Which exercises should I do to improve my fitness?
Gary Miller says ...
Fartlek: A brilliant form of exercise used by many football and team sport coaches. Fartlek is not a thing you do on the toilet like it sounds!!Instead it is a running exercise that is done at a running track.
So to get set up whatyou do is to get eight cones and put them evenly around the boundary of the oval. Then you should jog a warm up lap at around 40% effort, then choose a cone to start from. That cone that you have chosen you use as a marker; then you need to sprint from that cone at 80% effort to the next cone where you bring it down to to 40-60% again and again and so on. This is an awesome exercise for stamina building and shedding pounds of fat. I recommend that this type of exercise be undertaken at least once a week and incorporated with 2 other types of running exercise, as it is going to enhance endurance and power simultaneously, making it great for many sports. I will normally run about 12 laps of a 500 m oval in a rouitine workout.
Hill Runs: This exercise sounds fairly straight forward but it needs to be done in the right way.It is very common for people to set out their hill runs too long or too short and subsequently don’t get maximum effect out of them. The best approach is to do a a short warm-up run and do a stretch to make sure that no muscles are pulled or strained as hill climbs are notoriously tough on the body if done properly.Beginning at the bottom of the hill have a maximum effort for around 60 m and then go back down the hill with a very slow jog back down to the bottom. Then build up with these as you go.Many people will struggle to do more than 2 repeated quick attempts initially,but persist with it and try and grind out about 8 or so. After this exercise this try and run for 10 minutes, to negate the lactic acid forming in your leg muscles.
Gary Miller, Weight loss expert, Excellent Ways to Lose Weight
Mark Raynsford says ...
Fitness is an open ended question - fit for what? Football? rugby? your daily job? You should train for what you need to achieve. If it's football, perform intervals, short and sharp like a game of football. Perform lunges and step-ups to simulate single leg movement, rotational work for the turning involved in a game, and pull-ups and pressing movements for upper body strength.
If it's just 'general' fitness, look to pick some exercises that cover the main movements, pushing, pulling, squatting, single leg and rotation, and perform them in a circuit fashion.
Rest 30 secs and repeat 3-6 times.
Fitness is specific to your needs, and a programme should be created in that way, specific to you and your requirements. There should be a reason for every exercise you perform, and why your doing it.
Mark Raynsford. Personal Trainer, Mark Raynsford Personal Training
Joanne Besser says ...
This is a very difficult question to answer without knowing what your definition of fitness is. Fitness can mean many different things depending on your goals. For some people it is being able to sprint 100 meters as fast as possible, while others would relate it to completing an endurance race such as a marathon or Ironman triathlon which would need far greater stamina and comparatively less speed. Fitness can be measured in strong men by the amount of weight they can lift or the agility of footballers and all of these individuals use completely different criteria to define their training regimes.
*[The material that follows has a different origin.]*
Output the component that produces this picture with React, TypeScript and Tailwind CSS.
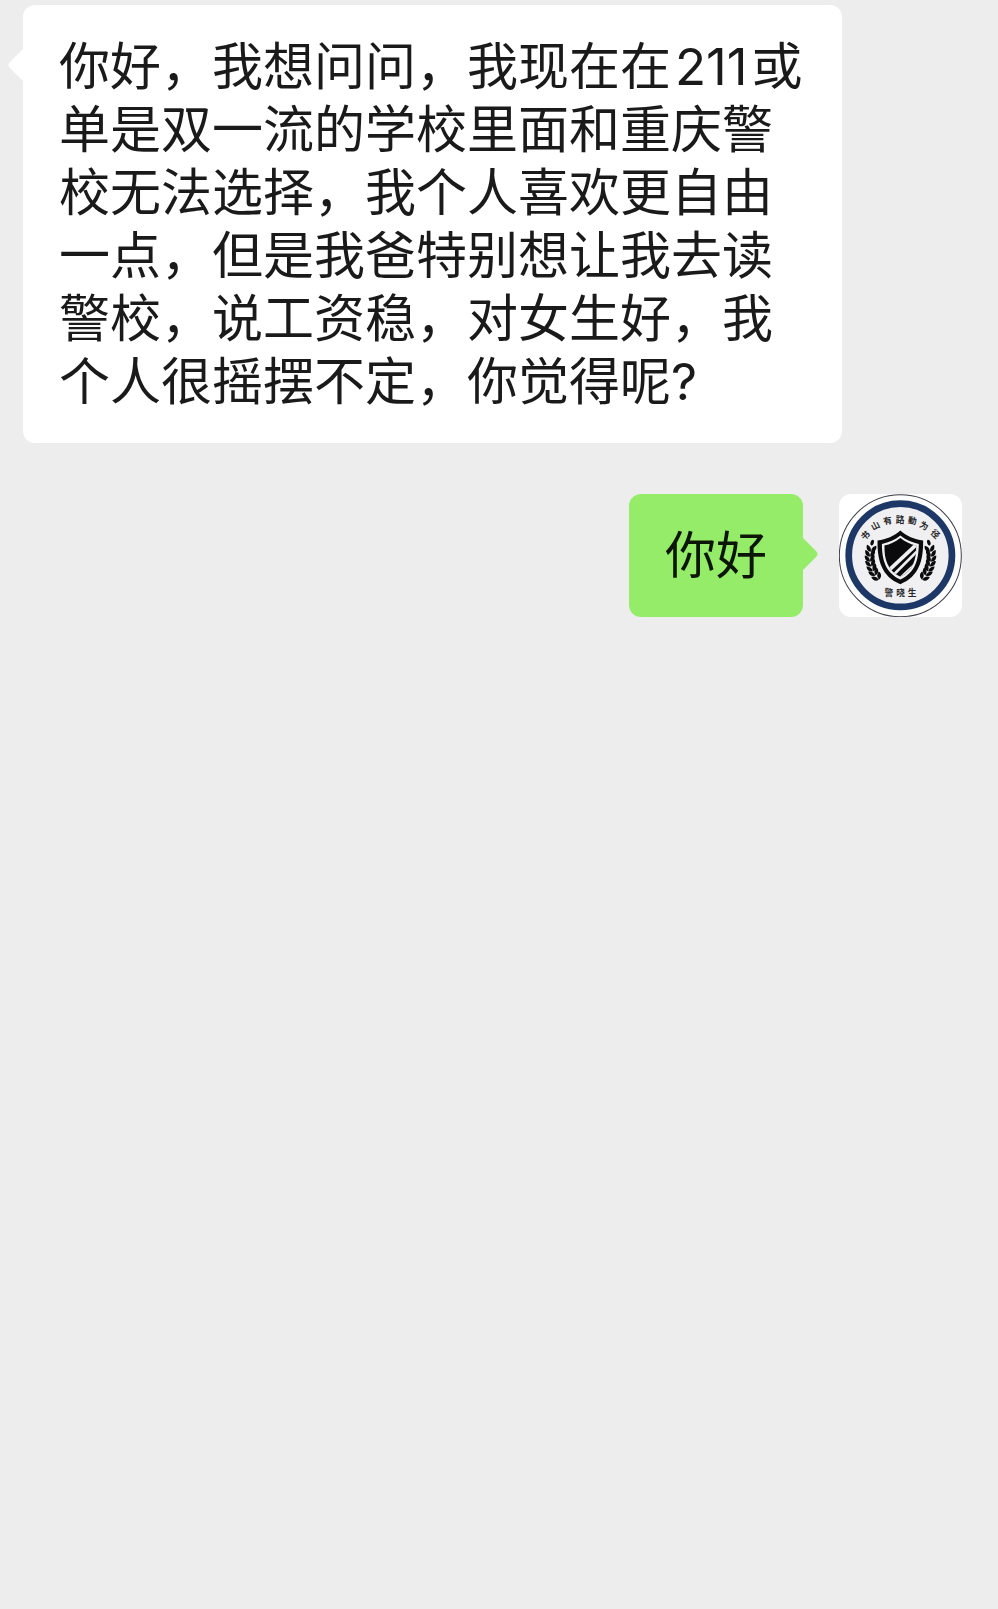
import type { ReactNode } from "react";

type Side = "left" | "right";

const MOTTO = [
  { char: "书", x: 106, y: 151, angle: -42 },
  { char: "山", x: 136, y: 122, angle: -28 },
  { char: "有", x: 172, y: 107, angle: -12 },
  { char: "路", x: 209, y: 103, angle: 0 },
  { char: "動", x: 246, y: 107, angle: 10 },
  { char: "为", x: 281, y: 122, angle: 28 },
  { char: "径", x: 314, y: 147, angle: 44 },
];

const NAME = [
  { char: "警", x: 176, y: 321, angle: 0 },
  { char: "晓", x: 211, y: 321, angle: 0 },
  { char: "生", x: 245, y: 321, angle: 0 },
];

const LEAVES = [
  { x: 120, y: 187, angle: 10 },
  { x: 116, y: 202, angle: 4 },
  { x: 115, y: 217, angle: -2 },
  { x: 117, y: 232, angle: -10 },
  { x: 121, y: 247, angle: -16 },
  { x: 127, y: 261, angle: -24 },
  { x: 136, y: 275, angle: -32 },
];

const Branch = () => (
  <g fill="#0b0b0d">
    <ellipse cx="126" cy="172" rx="5" ry="9" transform="rotate(20 126 172)" />
    {LEAVES.map((leaf) => (
      <g
        key={leaf.y}
        transform={`translate(${leaf.x} ${leaf.y}) rotate(${leaf.angle})`}
      >
        <path d="M4 12C-7 12-12 4-11-7C-3-6 4 0 4 12Z" />
        <path d="M5 12C3 1 8-6 17-9C21 1 16 10 5 12Z" />
      </g>
    ))}
  </g>
);

const Avatar = () => (
  <svg
    viewBox="27 27 367 367"
    className="size-[123px] shrink-0 rounded-xl bg-white"
    role="img"
    aria-label="警晓生"
  >
    <circle
      cx="210"
      cy="211"
      r="182"
      fill="#fdfdfe"
      stroke="#3c3f48"
      strokeWidth="3"
    />
    <circle
      cx="210"
      cy="210"
      r="154"
      fill="#f0f0f2"
      stroke="#1d3766"
      strokeWidth="20"
    />
    <g
      fill="#26262a"
      fontSize="26"
      fontWeight="700"
      textAnchor="middle"
      fontFamily="'Noto Sans CJK SC', sans-serif"
    >
      {[...MOTTO, ...NAME].map(({ char, x, y, angle }) => (
        <text key={char} transform={`translate(${x} ${y}) rotate(${angle})`} y="9">
          {char}
        </text>
      ))}
    </g>
    <Branch />
    <g transform="translate(421 0) scale(-1 1)">
      <Branch />
    </g>
    <path
      d="M210 136C192 152 168 163 142 166C141 224 154 274 210 296C266 274 279 224 278 166C252 163 228 152 210 136Z"
      fill="#0b0b0d"
    />
    <path
      d="M210 151C194 164 176 172 155 176C155 223 166 262 210 282C254 262 265 223 265 176C244 172 226 164 210 151Z"
      fill="#f0f0f2"
    />
    <clipPath id="shield">
      <path d="M210 158C195 170 180 177 162 181C162 222 172 256 210 274C248 256 258 222 258 181C240 177 225 170 210 158Z" />
    </clipPath>
    <g clipPath="url(#shield)">
      <path d="M150 150H270V280H150Z" fill="#0b0b0d" />
      <path
        d="M166 264L264 172"
        fill="none"
        stroke="#f0f0f2"
        strokeWidth="11"
      />
      <path
        d="M180 278L268 190"
        fill="none"
        stroke="#f0f0f2"
        strokeWidth="8"
      />
      <path
        d="M204 282L270 220"
        fill="none"
        stroke="#f0f0f2"
        strokeWidth="6"
      />
    </g>
  </svg>
);

const Tail = ({ side }: { side: Side }) => (
  <svg
    viewBox="0 0 16 34"
    className={
      side === "left"
        ? "absolute top-[43px] right-full -mr-px h-[34px] w-4 text-white"
        : "absolute top-[43px] left-full -ml-px h-[34px] w-4 -scale-x-100 text-[#95ec69]"
    }
    aria-hidden="true"
  >
    <path d="M16 0L2 14Q-1 17 2 20L16 34Z" fill="currentColor" />
  </svg>
);

const Bubble = ({ side, children }: { side: Side; children: ReactNode }) => (
  <div
    className={
      side === "left"
        ? "relative rounded-xl bg-white px-9 py-[30px] text-[#1a1a1a]"
        : "relative rounded-xl bg-[#95ec69] px-9 py-[30px] text-[#0c1606]"
    }
  >
    <Tail side={side} />
    <p className="text-[51px] leading-[63px]">{children}</p>
  </div>
);

const App = () => {
  return (
    <main className="flex min-h-screen flex-col gap-[51px] bg-[#ededed] pt-[5px] font-['Inter','Noto_Sans_CJK_SC',sans-serif]">
      <div className="flex pr-[156px] pl-[23px]">
        <Bubble side="left">
          你好，我想问问，我现在在<span className="mx-1">211</span>
          或单是双一流的学校里面和重庆警校无法选择，我个人喜欢更自由一点，但是我爸特别想让我去读警校，说工资稳，对女生好，我个人很摇摆不定，你觉得呢?
        </Bubble>
      </div>
      <div className="flex items-start justify-end gap-9 px-9">
        <Bubble side="right">你好</Bubble>
        <Avatar />
      </div>
    </main>
  );
};

export default App;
If you are new to exercise and just want to become fitter for day to day activities I would suggest you steal a little bit from each of these training areas to build overall fitness… try the below sessions on alternate days:
Running– Start running for a couple of minutes with a walking rest, each session try to increase the time you are running and decrease the rest period until you can run without stopping for 30 minutes.
Once you can run for 30 minutes add in some faster intervals (between 30 and 90 seconds) with walking or jogging rest to promote speed and improve lung function.
You can do both of the above sessions on a bike or cross trainer and even follow the same principles in the pool.
Resistance training– You can weight train at the gym or perform simple body weight exercises at home, try: Triceps dips, press-ups, squats, lunges and improve core stability with the plank and side plank (if you don’t know what these exercises are consult a professional).
Joanne Besser, Personal Trainer, Oomph Fitness Personal Training
Mike Heatie says ...
If you wish to improve your cardiovascular fitness there are numerous ways to achieve this, but choose one activity that you enjoy doing as you have to implement the overload principle. If you run 3 miles every other day then your fitness will not improve beyond that point, you have to keep challenging yourself until youve reached your desired fitness level.
If you enjoy a sport then this is a great way to boost your fitness whilst enjoying playing sport.